引き算のサーヴィス

「一応、お付けしておきました」 と、その洒落たなりをしたセイルスマンは言った。「約束が違うじゃないですか、他のクルマと替えてください」 と、事を荒立てるのも大人げないと、僕は 「あ、はい」 とだけ答えた。

アルファロメオがイタリア南部の経済振興を目的として、ナポリ近郊に大規模な工場を造ったのは、今から30年ほども前のことだ。イタリア語で南を表す "sud" を車名に用いた "Alfasud" は、この南工場のために設計された、アルファロメオが初めて世に問う、4気筒の水平対抗エンジンを積んだ、前輪駆動の大衆車だった。
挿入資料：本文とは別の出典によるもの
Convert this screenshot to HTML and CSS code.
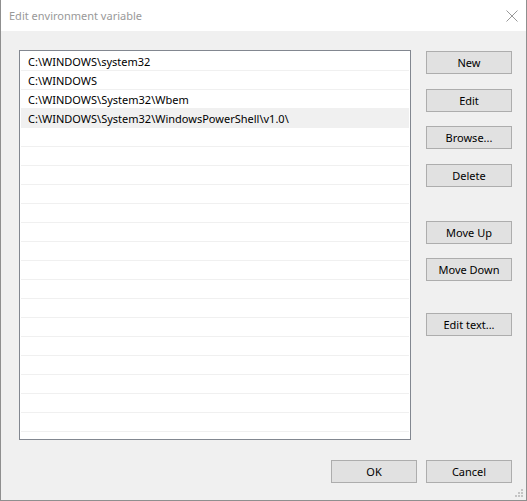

僕が目黒区碑文谷のディーラーでこのクルマを受け取ったのは、サイゴンが陥落してから1、2年後のことだったと記憶する。当時の "Alfasud" は、ラジオさえオプションの扱いだった。もちろん僕は、そのオプションを断った。

クルマは、簡素なほど好ましい。ラジオなど無くても、クルマは走る。

ところが僕に手渡されようとしている "Alfasud" には、不要と伝えたはずのラジオが取り付けられていた。「オプションをお付けしても、車両価格は同じです」というのが、その理由らしい。右のフロントピラーには、日本国産のアンテナを固定するためのビスが、ジウ・ジアーロのデザインを台無しにして、ねじ込まれている。

1年を経ることなく、そのビスの周辺からは、僕の予想に違わずサビが広がっていった。サビの侵食が、目に見える範囲に留まることはない。ピラー部の錆は、特にクルマの強度に損害を与える。

大衆車とはいえ、新設計のアルファロメオらしく、前輪にインボードディスクブレイキを装備した素晴らしい動力性能を持つ小さなクルマに触れながら僕は、「付けりゃ良いってもんじゃねぇよなぁ」 と、何十回目かの嘆息を飲み込んだ。

いま、ホンダ "Fit" のカタログを読むと、あえて注文をしない限り、灰皿ひとつ付いてこないことが分かる。「客が望まなければ何もしない」 というサーヴィスを容認し、むしろ喜ぶ人の増えつつある世の中を、僕は歓迎する。

アンテナのビスから腐り始めた雨漏りのする "Alfasud" は、いまどこにいるのだろう? とうのむかしにくず鉄にされて、ミニカーにでも姿を変えただろうか。